Lopez Obrador was once part of the PRI but broke with the party in
the 1980s.
"For 70 years the PRI did whatever they wanted, and now Lopez Obrador
is doing something for Mexican families," said Manuel Aguilera Hernandez,
pushing a
stroller and bringing his family out of the Chapultepec Zoo after spending
a day in the park.
Some critics say Lopez Obrador could incite a class war with his constant
talk of "rich and poor." Political analysts say that Lopez Obrador has
not been nearly as
aggressive in pursuing thousands of vendors who have illegally taken
over public sidewalks and streets. Some of these illegal vendors hang their
goods on the
windowsills of some of the city's most historic downtown buildings,
including the Supreme Court.
In an announcement this week, the Supreme Court said it was so annoyed
by the vendors, who block the entranceway to their ornate downtown building,
that it had
arranged for office space elsewhere where it can meet when the mobs
grow too disruptive.
Sociologist Arturo Alvarado, of the Colegio de Mexico, said he thought
that Lopez Obrador should be more consistent in attacking both rich and
poor who break
the law.
"But everything is now done with eyes on elections," he said, noting that poor voters far outnumber the rich.
Claudia Sheinbaum, the city's environment secretary, who has been overseeing
the Chapultepec project, said people are encouraged about the government's
efforts
to reclaim the stolen parts of the park because in the past "nobody
did anything to people with connections."
"I would not like to see this as a class struggle, but it is important for us that nobody is above the law," she said.
So far, the wealthy families involved have said nothing publicly, despite
the throngs of television reporters at the doors of their mansions trying
to get comments --
even from their maids and uniformed doormen.
Columnist Raymundo Riva Palacio said that Lopez Obrador has shrewdly
balanced his attack on the wealthy who stole corners of the park by maintaining
close ties
to others among Mexico's elite, including Carlos Slim, Latin America's
richest man.
Slim is the major private investor behind another crusade of Lopez Obrador,
the renovation of the city's historic center.
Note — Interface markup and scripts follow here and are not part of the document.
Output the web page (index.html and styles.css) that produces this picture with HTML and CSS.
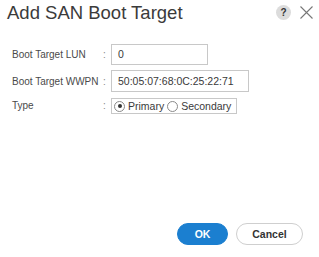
FILE: index.html
```html
<!DOCTYPE html>
<html lang="en">

<head>
    <meta charset="UTF-8" />
    <title>Add SAN Boot Target</title>
    <link rel="stylesheet" href="styles.css">
</head>

<body>
    <div class="dialog">
        <div class="header">
            <h1 class="title">Add SAN Boot Target</h1>
            <div class="tools">
                <span class="help">?</span>
                <svg class="close" width="13" height="13" viewBox="0 0 13 13">
                    <path d="M0.5 0.5 L12.5 12.5 M12.5 0.5 L0.5 12.5" stroke="#777" stroke-width="1.1" fill="none" />
                </svg>
            </div>
        </div>

        <div class="form">
            <label class="label">Boot Target LUN</label>
            <span class="colon">:</span>
            <div class="field lun">0</div>

            <label class="label">Boot Target WWPN</label>
            <span class="colon">:</span>
            <div class="field wwpn">50:05:07:68:0C:25:22:71</div>

            <label class="label">Type</label>
            <span class="colon">:</span>
            <div class="radios">
                <span class="radio checked"></span>
                <span class="opt">Primary</span>
                <span class="radio"></span>
                <span class="opt">Secondary</span>
            </div>
        </div>

        <div class="footer">
            <button class="btn primary">OK</button>
            <button class="btn">Cancel</button>
        </div>
    </div>
</body>

</html>
```

FILE: styles.css
```css
* {
    box-sizing: border-box;
}

body {
    margin: 0;
    background-color: #fff;
    font-family: "Liberation Sans", Arial, sans-serif;
}

.dialog {
    width: 319px;
    height: 257px;
    display: flex;
    flex-direction: column;
}

.header {
    display: flex;
    align-items: center;
    justify-content: space-between;
    height: 25px;
    padding: 0 6px 0 7px;
}

.title {
    margin: 0;
    font-size: 18.5px;
    font-weight: 400;
    color: #3b3b3b;
}

.tools {
    display: flex;
    align-items: center;
    column-gap: 9px;
}

.help {
    width: 15px;
    height: 15px;
    border-radius: 50%;
    background-color: #dcdcdc;
    color: #333;
    font-size: 10px;
    font-weight: 700;
    line-height: 15px;
    text-align: center;
}

.form {
    display: grid;
    grid-template-columns: 90px 9px 1fr;
    align-items: center;
    row-gap: 5px;
    margin-top: 19px;
    padding-left: 12px;
}

.label {
    font-size: 10px;
    color: #4a4a4a;
    white-space: nowrap;
}

.colon {
    font-size: 10px;
    color: #888;
    padding-left: 1px;
}

.field {
    height: 21px;
    border: 1px solid #c8c8c8;
    font-size: 10.5px;
    color: #3a3a3a;
    line-height: 19px;
    padding-left: 6px;
}

.lun {
    width: 97px;
}

.wwpn {
    width: 138px;
    height: 22px;
    line-height: 20px;
}

.radios {
    display: flex;
    align-items: center;
    width: 126px;
    height: 16px;
    border: 1px solid #c8c8c8;
    padding-left: 2px;
    margin-top: 1px;
}

.radio {
    width: 11px;
    height: 11px;
    border: 1px solid #8a8a8a;
    border-radius: 50%;
    display: flex;
    align-items: center;
    justify-content: center;
}

.radio.checked::after {
    content: "";
    width: 4px;
    height: 4px;
    border-radius: 50%;
    background-color: #333;
}

.opt {
    font-size: 10.5px;
    color: #3a3a3a;
    margin: 0 3px 0 3px;
}

.footer {
    margin-top: auto;
    display: flex;
    justify-content: flex-end;
    column-gap: 8px;
    padding: 0 16px 12px 0;
}

.btn {
    height: 22px;
    border-radius: 11px;
    border: 1px solid #cfcfcf;
    background-color: #fff;
    color: #333;
    font-family: "Liberation Sans", Arial, sans-serif;
    font-size: 10.5px;
    font-weight: 700;
    width: 67px;
    padding: 0;
}

.btn.primary {
    width: 51px;
    border-color: #1b7fd0;
    background-color: #1b7fd0;
    color: #fff;
}
```
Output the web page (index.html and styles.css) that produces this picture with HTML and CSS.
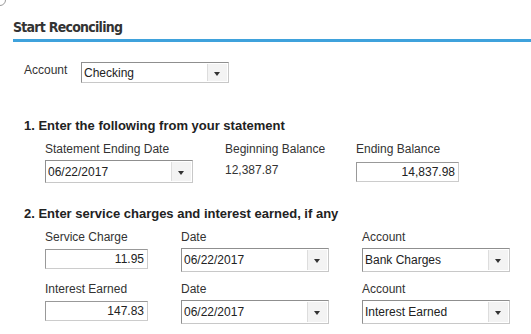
FILE: index.html
```html
<!DOCTYPE html>
<html lang="en">
<head>
  <meta charset="UTF-8" />
  <title>Start Reconciling</title>
  <link rel="stylesheet" href="styles.css">
</head>
<body>
  <div class="corner"></div>
  <div class="dialog">
    <h2>Start Reconciling</h2>

    <div class="account-row">
      <label>Account</label>
      <div class="select wide"><span>Checking</span><i class="arrow"></i></div>
    </div>

    <h3>1. Enter the following from your statement</h3>
    <div class="fields one">
      <label>Statement Ending Date</label>
      <label>Beginning Balance</label>
      <label>Ending Balance</label>

      <div class="select wide mid"><span>06/22/2017</span><i class="arrow"></i></div>
      <div class="value">12,387.87</div>
      <div class="amount">14,837.98</div>
    </div>

    <h3 class="second">2. Enter service charges and interest earned, if any</h3>
    <div class="fields two">
      <label>Service Charge</label>
      <label>Date</label>
      <label>Account</label>

      <div class="amount">11.95</div>
      <div class="select wide tall"><span>06/22/2017</span><i class="arrow"></i></div>
      <div class="select wide tall"><span>Bank Charges</span><i class="arrow"></i></div>

      <label class="gap">Interest Earned</label>
      <label class="gap">Date</label>
      <label class="gap">Account</label>

      <div class="amount">147.83</div>
      <div class="select wide tall"><span>06/22/2017</span><i class="arrow"></i></div>
      <div class="select wide tall"><span>Interest Earned</span><i class="arrow"></i></div>
    </div>
  </div>
</body>
</html>
```

FILE: styles.css
```css
body {
  margin: 0;
  background: #fff;
  font-family: "Liberation Sans", Arial, sans-serif;
  font-size: 12px;
  color: #333;
}

.corner {
  position: absolute;
  top: -6px;
  left: -6px;
  width: 10px;
  height: 10px;
  border: 1px solid #999;
  border-radius: 6px;
}

.dialog {
  padding: 19px 0 0 13px;
}

h2 {
  margin: 0;
  padding-bottom: 4px;
  font-family: "DejaVu Sans Condensed", "DejaVu Sans", sans-serif;
  font-size: 14px;
  line-height: 16px;
  letter-spacing: -0.75px;
  font-weight: bold;
  color: #333;
  border-bottom: 3px solid #3fa2dc;
}

.account-row {
  display: flex;
  align-items: flex-start;
  margin: 20px 0 0 11px;
}

.account-row label {
  width: 57px;
  padding-top: 1px;
}

h3 {
  margin: 35px 0 0 11px;
  font-size: 13px;
  font-weight: bold;
  color: #222;
}

h3.second {
  margin-top: 23px;
}

.fields {
  display: grid;
  margin: 9px 0 0 32px;
  row-gap: 4px;
  align-items: center;
}

.fields.one {
  grid-template-columns: 180px 131px auto;
}

.fields.two {
  grid-template-columns: 136px 181px auto;
}

.fields.two .amount {
  align-self: start;
  margin-top: 1px;
}

.fields label.gap {
  margin-top: 6px;
}

.value {
  align-self: start;
  padding-top: 3px;
}

.select {
  display: flex;
  height: 19px;
  border: 1px solid #c8c8c8;
  border-top-color: #8f8f8f;
  border-left-color: #8f8f8f;
  background: #fff;
  color: #222;
}

.select.wide {
  width: 146px;
}

.select.mid {
  height: 21px;
}

.select.tall {
  height: 22px;
}

.select span {
  flex: 1;
  padding: 2px 0 0 2px;
  line-height: 16px;
}

.select.mid span,
.select.tall span {
  padding-top: 3px;
}

.arrow {
  position: relative;
  width: 19px;
  margin: 1px 1px 1px 0;
  background: #f3f3f3;
  border-left: 1px solid #ddd;
}

.arrow::after {
  content: "";
  position: absolute;
  left: 6px;
  top: 50%;
  margin-top: -1px;
  border-left: 3px solid transparent;
  border-right: 3px solid transparent;
  border-top: 4px solid #333;
}

.amount {
  width: 98px;
  height: 17px;
  padding: 1px 3px 0 0;
  text-align: right;
  line-height: 17px;
  border: 1px solid #ccc;
  border-top-color: #999;
  border-left-color: #999;
  color: #222;
}
```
Slim and other investors
are benefiting greatly
from spectacular tax incentives for buying and renovating in the district.
"All of this is making him a very viable politician nationally," Riva Palacio said.
So the smashing continues at Chapultepec Park, where for a few dollars,
a child can ride a pony near the castle where the emperor Maximilian once
lived. The park
was an exclusive enclave in those 19th-century days of the emperor.
These days it's the people's park. On Sundays, when most of the attractions
in the park are free, it becomes Mexico's back yard -- the most crowded
park in the
Americas, filled with people playing soccer, rowing boats or walking
through the gardens.
"It's not fair that certain areas of the park were reserved for rich
families," said Anabell Salinas Gaona, a student teacher who came five
hours on a bus from her
home in Puebla to visit the zoo.
"This is part of our national heritage," she said.